PALESTINIAN OR ARAB LAND/TERRITORIES: These terms are often misused, erroneously applied to all of the West Bank and Gaza. Appropriate use of this phrase is to indicate those parts of the West Bank and Gaza which are currently ruled by the Palestinian Authority. In contrast, it should not be used to describe portions of the West Bank and Gaza under Israeli control, as these lands are disputed. To prejudge their rightful ownership is partisan and violates a news reporter’s obligation to be impartial. See also “Occupied Territories.”
Examples of misuse: Senior officials denied any intent to retake Palestinian land, but an aide to Palestinian Authority President Yasser Arafat described the situation as on “the edge of explosion” (Christian Science Monitor, 7/19/01).
The sticking point was not, in fact, whether human beings have a “right” to adequate housing, but how to phrase language that would criticize Israeli settlement-building on Palestinian land (Washington Times, 6/11/01).

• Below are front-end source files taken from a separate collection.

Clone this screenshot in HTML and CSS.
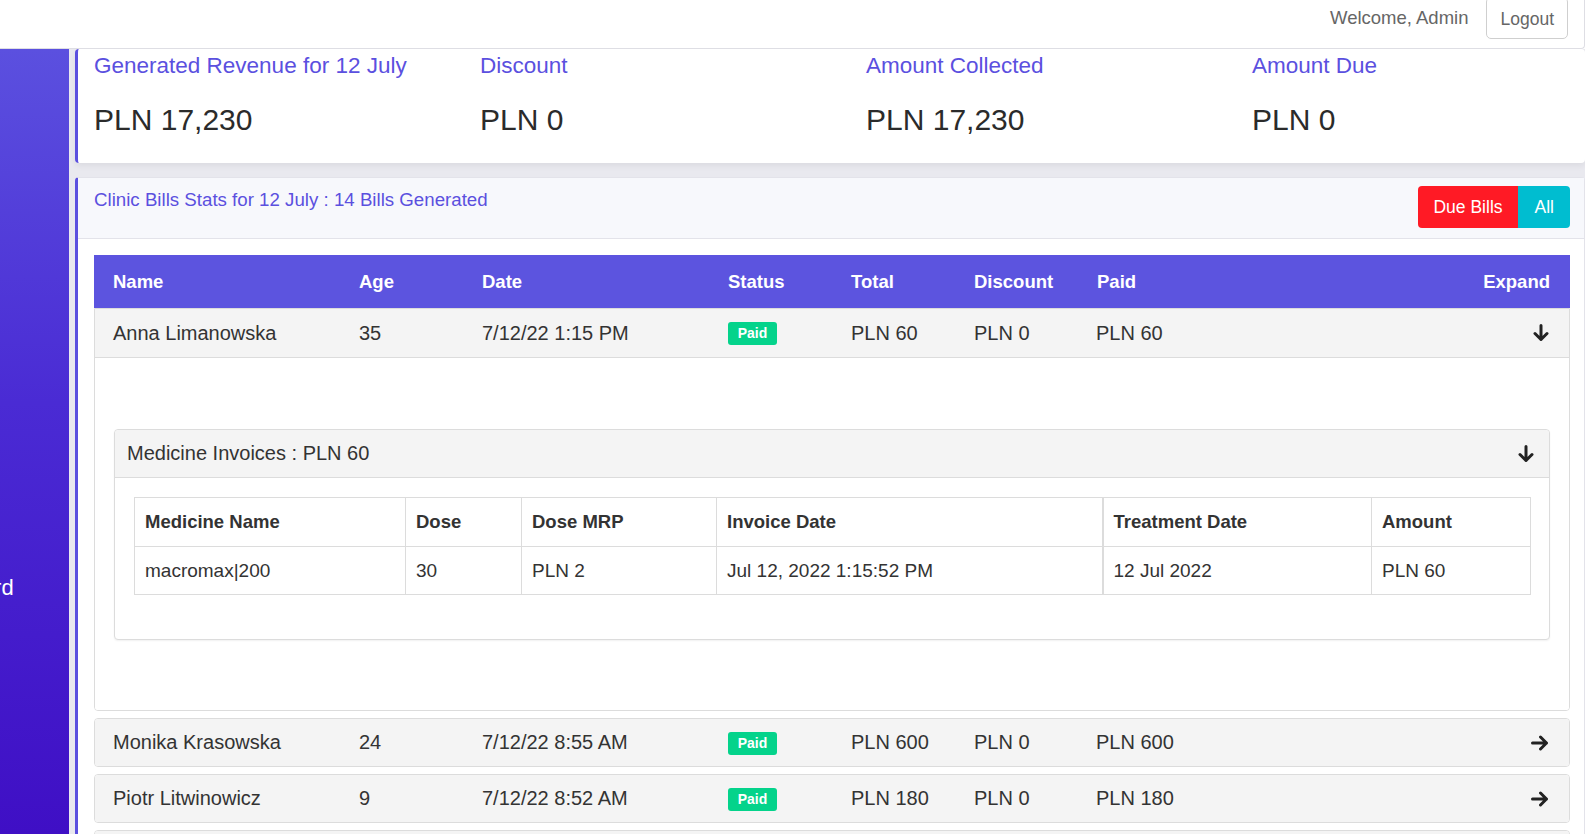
FILE: index.html
```html
<!DOCTYPE html>
<html>
<head>
<meta charset="utf-8">
<title>Clinic Bills</title>
<link rel="stylesheet" href="styles.css">
</head>
<body>
<header class="topbar">
  <span class="welcome">Welcome, Admin</span>
  <button class="logout">Logout</button>
</header>
<div class="layout">
  <aside class="sidebar">
    <div class="nav-item">Dashboard</div>
  </aside>
  <main class="main">
    <section class="stats-card">
      <div class="stat">
        <div class="stat-label">Generated Revenue for 12 July</div>
        <div class="stat-value">PLN 17,230</div>
      </div>
      <div class="stat">
        <div class="stat-label">Discount</div>
        <div class="stat-value">PLN 0</div>
      </div>
      <div class="stat">
        <div class="stat-label">Amount Collected</div>
        <div class="stat-value">PLN 17,230</div>
      </div>
      <div class="stat">
        <div class="stat-label">Amount Due</div>
        <div class="stat-value">PLN 0</div>
      </div>
    </section>

    <section class="bills-card">
      <div class="bills-head">
        <div class="bills-title">Clinic Bills Stats for 12 July : 14 Bills Generated</div>
        <div class="btn-group">
          <button class="btn btn-red">Due Bills</button>
          <button class="btn btn-cyan">All</button>
        </div>
      </div>
      <div class="bills-body">
        <div class="grid-row table-head">
          <div class="cell">Name</div>
          <div class="cell">Age</div>
          <div class="cell">Date</div>
          <div class="cell">Status</div>
          <div class="cell">Total</div>
          <div class="cell">Discount</div>
          <div class="cell">Paid</div>
          <div class="cell cell-end">Expand</div>
        </div>

        <div class="bill bill-open">
          <div class="grid-row bill-row">
            <div class="cell">Anna Limanowska</div>
            <div class="cell">35</div>
            <div class="cell">7/12/22 1:15 PM</div>
            <div class="cell"><span class="badge">Paid</span></div>
            <div class="cell">PLN 60</div>
            <div class="cell">PLN 0</div>
            <div class="cell">PLN 60</div>
            <div class="cell cell-end">
              <svg class="arrow" width="16" height="18" viewBox="0 0 16 18"><path d="M8 1.5V15.5M2 9.5L8 15.5L14 9.5" fill="none" stroke="#222" stroke-width="3" stroke-linecap="round" stroke-linejoin="round"/></svg>
            </div>
          </div>
          <div class="bill-detail">
            <div class="inv-card">
              <div class="inv-head">
                <span>Medicine Invoices : PLN 60</span>
                <svg class="arrow" width="16" height="18" viewBox="0 0 16 18"><path d="M8 1.5V15.5M2 9.5L8 15.5L14 9.5" fill="none" stroke="#222" stroke-width="3" stroke-linecap="round" stroke-linejoin="round"/></svg>
              </div>
              <div class="inv-body">
                <table class="inv-table">
                  <colgroup>
                    <col class="c1"><col class="c2"><col class="c3"><col class="c4"><col class="c5"><col class="c6">
                  </colgroup>
                  <thead>
                    <tr><th>Medicine Name</th><th>Dose</th><th>Dose MRP</th><th>Invoice Date</th><th class="thick">Treatment Date</th><th>Amount</th></tr>
                  </thead>
                  <tbody>
                    <tr><td>macromax|200</td><td>30</td><td>PLN 2</td><td>Jul 12, 2022 1:15:52 PM</td><td class="thick">12 Jul 2022</td><td>PLN 60</td></tr>
                  </tbody>
                </table>
              </div>
            </div>
          </div>
        </div>

        <div class="bill">
          <div class="grid-row bill-row short">
            <div class="cell">Monika Krasowska</div>
            <div class="cell">24</div>
            <div class="cell">7/12/22 8:55 AM</div>
            <div class="cell"><span class="badge">Paid</span></div>
            <div class="cell">PLN 600</div>
            <div class="cell">PLN 0</div>
            <div class="cell">PLN 600</div>
            <div class="cell cell-end">
              <svg class="arrow" width="18" height="16" viewBox="0 0 18 16"><path d="M1.5 8H15.5M9.5 2L15.5 8L9.5 14" fill="none" stroke="#222" stroke-width="3" stroke-linecap="round" stroke-linejoin="round"/></svg>
            </div>
          </div>
        </div>

        <div class="bill">
          <div class="grid-row bill-row short">
            <div class="cell">Piotr Litwinowicz</div>
            <div class="cell">9</div>
            <div class="cell">7/12/22 8:52 AM</div>
            <div class="cell"><span class="badge">Paid</span></div>
            <div class="cell">PLN 180</div>
            <div class="cell">PLN 0</div>
            <div class="cell">PLN 180</div>
            <div class="cell cell-end">
              <svg class="arrow" width="18" height="16" viewBox="0 0 18 16"><path d="M1.5 8H15.5M9.5 2L15.5 8L9.5 14" fill="none" stroke="#222" stroke-width="3" stroke-linecap="round" stroke-linejoin="round"/></svg>
            </div>
          </div>
        </div>

        <div class="bill">
          <div class="grid-row bill-row short"></div>
        </div>
      </div>
    </section>
  </main>
</div>
</body>
</html>
```

FILE: styles.css
```css
* { box-sizing: border-box; }

html, body {
  margin: 0;
  padding: 0;
  height: 834px;
  overflow: hidden;
  background: #ffffff;
  font-family: "Liberation Sans", Arial, sans-serif;
  color: #333;
}

.topbar {
  width: 1585px;
  height: 49px;
  display: flex;
  justify-content: flex-end;
  align-items: flex-start;
  background: #fff;
  border-right: 1px solid #dedee4;
  border-bottom: 1px solid #dedee4;
  border-bottom-right-radius: 4px;
}

.welcome {
  font-size: 18.5px;
  line-height: 22px;
  color: #666;
  margin-top: 7px;
}

.logout {
  margin: -3px 16px 0 18px;
  height: 42px;
  padding: 3px 13px 0 13px;
  background: #fff;
  border: 1px solid #cfcfcf;
  border-radius: 5px;
  font-family: inherit;
  font-size: 17.5px;
  color: #666;
}

.layout {
  display: flex;
  height: 785px;
}

.sidebar {
  width: 69px;
  flex: none;
  overflow: hidden;
  background: linear-gradient(180deg, #5b50df 0%, #4a2bd4 45%, #3f0fc5 100%);
  padding-top: 526px;
}

.nav-item {
  font-size: 22px;
  line-height: 26px;
  color: #fff;
  white-space: nowrap;
  margin-left: -94px;
}

.main {
  width: 1516px;
  flex: none;
  background: #e9e9ef;
  padding-left: 6px;
  overflow: hidden;
}

/* Stats card */
.stats-card {
  height: 114px;
  background: #fff;
  border-left: 3px solid #5b50df;
  border-radius: 4px;
  box-shadow: 0 3px 6px rgba(0, 0, 0, 0.06);
  padding: 4px 0 0 16px;
  display: grid;
  grid-template-columns: repeat(4, 386px);
}

.stat-label {
  font-size: 22.5px;
  line-height: 26px;
  color: #5b50df;
}

.stat-value {
  font-size: 30px;
  line-height: 36px;
  color: #2b2b2b;
  margin-top: 23px;
}

/* Bills card */
.bills-card {
  margin-top: 14px;
  background: #fff;
  border: 1px solid #e3e3ea;
  border-left: 3px solid #5b50df;
  border-radius: 4px;
  height: 700px;
}

.bills-head {
  display: flex;
  justify-content: space-between;
  align-items: flex-start;
  background: #f7f8fc;
  border-bottom: 1px solid #e3e3ea;
  padding: 8px 14px 10px 16px;
}

.bills-title {
  font-size: 18.7px;
  line-height: 22px;
  color: #5b50df;
  margin-top: 3px;
}

.btn-group {
  display: flex;
}

.btn {
  height: 42px;
  border: none;
  color: #fff;
  font-family: inherit;
  font-size: 17.5px;
  padding: 0 15px;
}

.btn-red {
  background: #ff1a25;
  border-radius: 4px 0 0 4px;
}

.btn-cyan {
  background: #00bdd0;
  border-radius: 0 4px 4px 0;
  padding: 0 16px 0 17px;
}

.bills-body {
  padding: 16px 14px 0 16px;
}

.grid-row {
  display: grid;
  grid-template-columns: 246px 123px 246px 123px 123px 123px 124px 1fr;
  align-items: center;
}

.cell {
  padding-left: 19px;
  white-space: nowrap;
}

.cell-end {
  text-align: right;
  padding-right: 20px;
  display: flex;
  justify-content: flex-end;
  align-items: center;
}

.table-head {
  height: 53px;
  background: #5c54df;
  color: #fff;
  font-weight: bold;
  font-size: 18.5px;
}

.bill {
  border: 1px solid #dcdcdc;
  border-radius: 4px;
  background: #fff;
  overflow: hidden;
}

.bill + .bill {
  margin-top: 7px;
}

.bill-open {
  border-top-left-radius: 0;
  border-top-right-radius: 0;
}

.bill-row {
  grid-template-columns: 245px 123px 246px 123px 123px 122px 124px 1fr;
  height: 49px;
  background: #f4f4f4;
  font-size: 20px;
  color: #333;
}

.bill-row .cell:first-child {
  padding-left: 18px;
}

.bill-open .bill-row {
  border-bottom: 1px solid #dcdcdc;
}

.bill-row.short {
  height: 47px;
}

.badge {
  display: inline-block;
  background: #04d38b;
  color: #fff;
  font-weight: bold;
  font-size: 14px;
  line-height: 23px;
  height: 23px;
  width: 49px;
  text-align: center;
  border-radius: 3px;
  vertical-align: middle;
}

.arrow {
  display: block;
}

.bill-detail {
  padding: 71px 19px 70px 19px;
  background: #fff;
}

.inv-card {
  border: 1px solid #dcdcdc;
  border-radius: 4px;
  box-shadow: 0 1px 2px rgba(0, 0, 0, 0.06);
  background: #fff;
}

.inv-head {
  height: 48px;
  background: #f4f4f4;
  border-bottom: 1px solid #dcdcdc;
  display: flex;
  align-items: center;
  justify-content: space-between;
  padding: 0 15px 0 12px;
  font-size: 20px;
  color: #333;
  border-radius: 4px 4px 0 0;
}

.inv-body {
  padding: 19px 19px 44px 19px;
}

.inv-table {
  width: 1396px;
  border-collapse: collapse;
  table-layout: fixed;
  font-size: 19px;
  color: #333;
}

.inv-table col.c1 { width: 271px; }
.inv-table col.c2 { width: 116px; }
.inv-table col.c3 { width: 195px; }
.inv-table col.c4 { width: 386px; }
.inv-table col.c5 { width: 269px; }
.inv-table col.c6 { width: 159px; }

.inv-table th,
.inv-table td {
  border: 1px solid #dcdcdc;
  text-align: left;
  padding: 0 10px;
  white-space: nowrap;
}

.inv-table th {
  height: 49px;
  font-weight: bold;
  font-size: 18.5px;
}

.inv-table td {
  height: 48px;
}

.inv-table .thick {
  border-left: 2px solid #dcdcdc;
}
```
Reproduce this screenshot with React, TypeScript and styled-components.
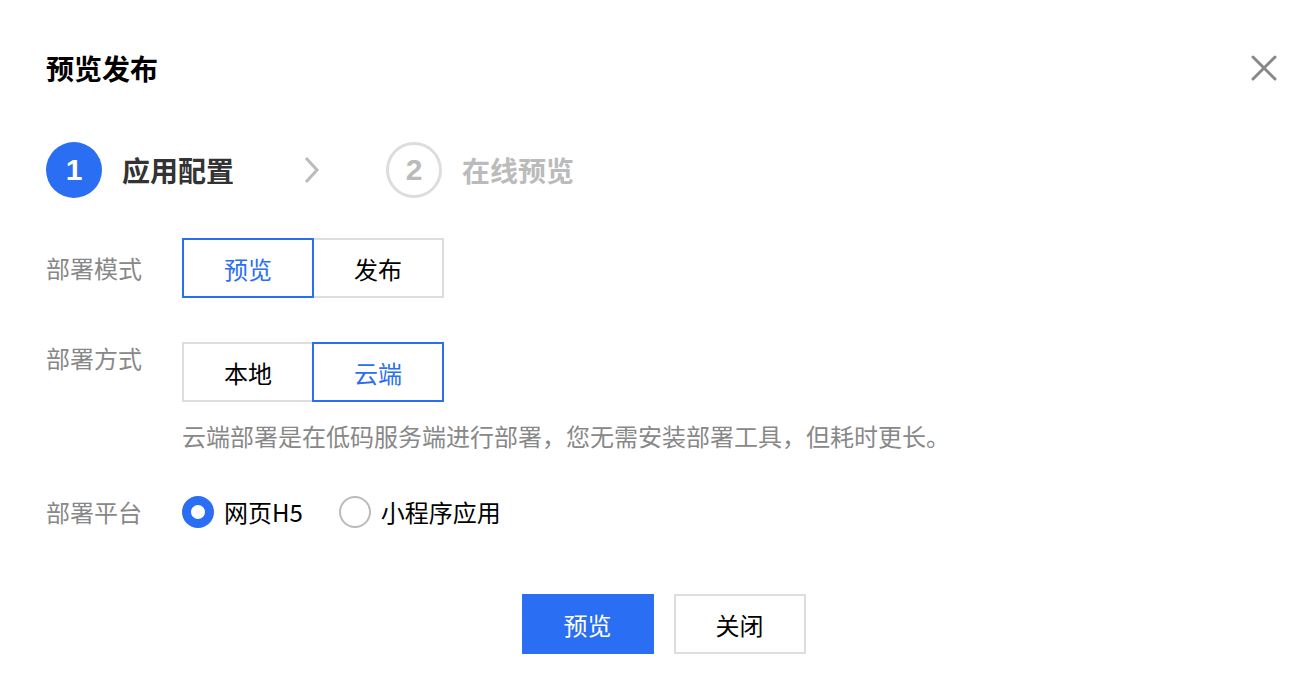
import styled, { createGlobalStyle } from 'styled-components';

const BLUE = '#2a6ef3';

const GlobalStyle = createGlobalStyle`
  html, body {
    margin: 0;
    padding: 0;
    background: #fff;
  }

  body {
    font-family: "Noto Sans CJK SC", "Noto Sans", "Liberation Sans", sans-serif;
    color: #000;
  }
`;

const Dialog = styled.div`
  width: 1316px;
  height: 688px;
  box-sizing: border-box;
  padding: 47px 37px 0 46px;
  display: flex;
  flex-direction: column;
`;

const Header = styled.div`
  display: flex;
  align-items: center;
  justify-content: space-between;
  height: 42px;
`;

const Title = styled.h1`
  margin: 0;
  font-size: 28px;
  font-weight: 700;
  line-height: 42px;
  color: #000;
`;

const CloseButton = styled.button`
  border: 0;
  background: none;
  padding: 0;
  width: 30px;
  height: 30px;
  display: flex;
  align-items: center;
  justify-content: center;
  cursor: pointer;
`;

const Steps = styled.div`
  display: flex;
  align-items: center;
  margin-top: 53px;
  height: 56px;
`;

const Step = styled.div`
  display: flex;
  align-items: center;
  gap: 20px;
`;

const StepCircle = styled.div<{ $active?: boolean }>`
  width: 56px;
  height: 56px;
  box-sizing: border-box;
  border-radius: 50%;
  display: flex;
  align-items: center;
  justify-content: center;
  font-family: "Liberation Sans", Arial, sans-serif;
  font-size: 30px;
  font-weight: 700;
  background: ${(p) => (p.$active ? BLUE : '#fff')};
  color: ${(p) => (p.$active ? '#fff' : '#bbb')};
  border: ${(p) => (p.$active ? 'none' : '3px solid #ddd')};
`;

const StepLabel = styled.span<{ $active?: boolean }>`
  font-size: 28px;
  font-weight: 700;
  color: ${(p) => (p.$active ? '#333' : '#bbb')};
`;

const StepArrow = styled.div`
  width: 20px;
  height: 30px;
  margin: 0 63px 0 69px;
  display: flex;
  align-items: center;
`;

const Form = styled.div`
  display: flex;
  flex-direction: column;
  margin-top: 40px;
`;

const FormRow = styled.div<{ $align?: string; $mt?: number }>`
  display: flex;
  align-items: ${(p) => p.$align || 'center'};
  margin-top: ${(p) => p.$mt || 0}px;
`;

const Label = styled.div`
  width: 136px;
  flex: 0 0 136px;
  font-size: 24px;
  color: #888;
  line-height: 32px;
`;

const Control = styled.div`
  display: flex;
  flex-direction: column;
`;

const Segmented = styled.div`
  display: flex;
`;

const SegmentButton = styled.button<{ $active?: boolean }>`
  position: relative;
  width: 132px;
  height: 60px;
  box-sizing: border-box;
  background: #fff;
  font-family: inherit;
  font-size: 24px;
  cursor: pointer;
  border: 2px solid ${(p) => (p.$active ? BLUE : '#ddd')};
  color: ${(p) => (p.$active ? BLUE : '#000')};
  z-index: ${(p) => (p.$active ? 1 : 0)};

  & + & {
    margin-left: -2px;
  }
`;

const Help = styled.p`
  margin: 18px 0 0;
  font-size: 24px;
  line-height: 32px;
  color: #888;
`;

const RadioGroup = styled.div`
  display: flex;
  align-items: center;
  gap: 36px;
`;

const RadioOption = styled.label`
  display: flex;
  align-items: center;
  gap: 10px;
  font-size: 24px;
  color: #000;
  cursor: pointer;
`;

const RadioDot = styled.span<{ $checked?: boolean }>`
  width: 32px;
  height: 32px;
  box-sizing: border-box;
  border-radius: 50%;
  background: #fff;
  border: ${(p) => (p.$checked ? `9px solid ${BLUE}` : '2px solid #bbb')};
`;

const Footer = styled.div`
  display: flex;
  justify-content: center;
  gap: 20px;
  margin-top: 65px;
  padding-left: 2px;
`;

const FooterButton = styled.button<{ $primary?: boolean }>`
  width: 132px;
  height: 60px;
  box-sizing: border-box;
  font-family: inherit;
  font-size: 24px;
  cursor: pointer;
  background: ${(p) => (p.$primary ? BLUE : '#fff')};
  color: ${(p) => (p.$primary ? '#fff' : '#000')};
  border: 2px solid ${(p) => (p.$primary ? BLUE : '#ddd')};
`;

const App = () => {
  return (
    <>
      <GlobalStyle />
      <Dialog>
        <Header>
          <Title>预览发布</Title>
          <CloseButton aria-label="关闭">
            <svg width="26" height="26" viewBox="0 0 26 26">
              <path
                d="M2 2 L24 24 M24 2 L2 24"
                stroke="#888"
                strokeWidth="3"
                strokeLinecap="round"
              />
            </svg>
          </CloseButton>
        </Header>

        <Steps>
          <Step>
            <StepCircle $active>1</StepCircle>
            <StepLabel $active>应用配置</StepLabel>
          </Step>
          <StepArrow>
            <svg width="18" height="28" viewBox="0 0 18 28">
              <path
                d="M3 2 L14 14 L3 26"
                stroke="#bbb"
                strokeWidth="3"
                fill="none"
              />
            </svg>
          </StepArrow>
          <Step>
            <StepCircle>2</StepCircle>
            <StepLabel>在线预览</StepLabel>
          </Step>
        </Steps>

        <Form>
          <FormRow>
            <Label>部署模式</Label>
            <Segmented>
              <SegmentButton $active>预览</SegmentButton>
              <SegmentButton>发布</SegmentButton>
            </Segmented>
          </FormRow>

          <FormRow $align="flex-start" $mt={44}>
            <Label>部署方式</Label>
            <Control>
              <Segmented>
                <SegmentButton>本地</SegmentButton>
                <SegmentButton $active>云端</SegmentButton>
              </Segmented>
              <Help>
                云端部署是在低码服务端进行部署，您无需安装部署工具，但耗时更长。
              </Help>
            </Control>
          </FormRow>

          <FormRow $mt={42}>
            <Label>部署平台</Label>
            <RadioGroup>
              <RadioOption>
                <RadioDot $checked />
                网页H5
              </RadioOption>
              <RadioOption>
                <RadioDot />
                小程序应用
              </RadioOption>
            </RadioGroup>
          </FormRow>
        </Form>

        <Footer>
          <FooterButton $primary>预览</FooterButton>
          <FooterButton>关闭</FooterButton>
        </Footer>
      </Dialog>
    </>
  );
};

export default App;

PRE-1967 BORDERS OR 1967 BORDERS: This fallacious terminology is often used to refer to the Green Line between Israel and the West Bank. The Green Line served as an armistice demarcation line between Israel and Jordan, which illegally occupied the West Bank from 1948 to 1967. The armistice line was established April 3, 1949 by Article III of the Israel-Jordan Armistice Agreement and was never the “border” between Israel and the West Bank. The word “border” implies, of course, a dimension of legality and permanence that doesn’t apply in this circumstance.
Examples of misuse: In much of Israel and Palestine, Wednesday’s meeting between Bush and Sharon, scheduled to broadcast during prime time here, is seen as a huge, possibly career-saving victory for Sharon and a debilitating blow to liberals on both sides of the Green Line, the border that separated Israel and Palestine before the 1967 war (Salon.com, 4/17/04).
Bush stated unequivocally Wednesday his belief that facts on the ground meaning that Israel should not be expected to retreat to its pre-1967 borders (Los Angeles Times, 4/15/04).
Recommended language: Green Line, 1967 lines, 1967 boundaries, 1949 Armistice Line

SETTLER WOMAN/BABY/BUS/HOME/BODY: The term “settler” as an adjective to modify a child, woman or school bus that has come under Palestinian attack dehumanizes the victim. In light of the dehumanization of the residents of the settlements by some Arab groups and others, to label an innocent victim as, for example, a “settler baby” tends to legitimize the attack. Some media have reported, for example, that a “settler bus” has come under attack, not mentioning that the bus–actually a school bus–was carrying nine- and 10-year-olds.
Examples of misuse: The family of a settler woman killed in a drive-by shooting in the West Bank refused to welcome a government representative to her funeral Wednesday because of the policy (Chicago Tribune, 5/31/01).
Jewish settlers have been trying to attack Palestinian homes and property there, and have done so in the last few days after the killing of a 10-month old Jewish settler baby in the town (CNN, 3/29/01).
Recommended language: Israeli, Jew, Israeli civilian, school bus

UPRISING AGAINST ISRAELI OCCUPATION: Nearly 100 percent of Palestinians living in the West Bank and Gaza live under their own government–the Palestinian Authority–and thus cannot be said to be living under “occupation.” This phrase miscasts entirely the nature of the recent violence. Obscured in such language, for one, is the Pales tinian rejection of the Israeli offer of substantial land at Camp David. In addition, the PA has played a key role in fueling violence through its virulent incitement against Jews and Israel.
Examples of misuse: Palestinians say 40 militants have been killed by Israelis in the “hits,” as one senior Israeli military official has called them, since the Palestinian uprising against the Israeli occupation in the West Bank and Gaza began on Sept. 28 (Boston Globe, 7/18/01).
The suicide attack was the latest in a nearly 10-month-old Palestinian uprising against Israeli occupation in the West Bank and Gaza (USA Today, 7/17/01).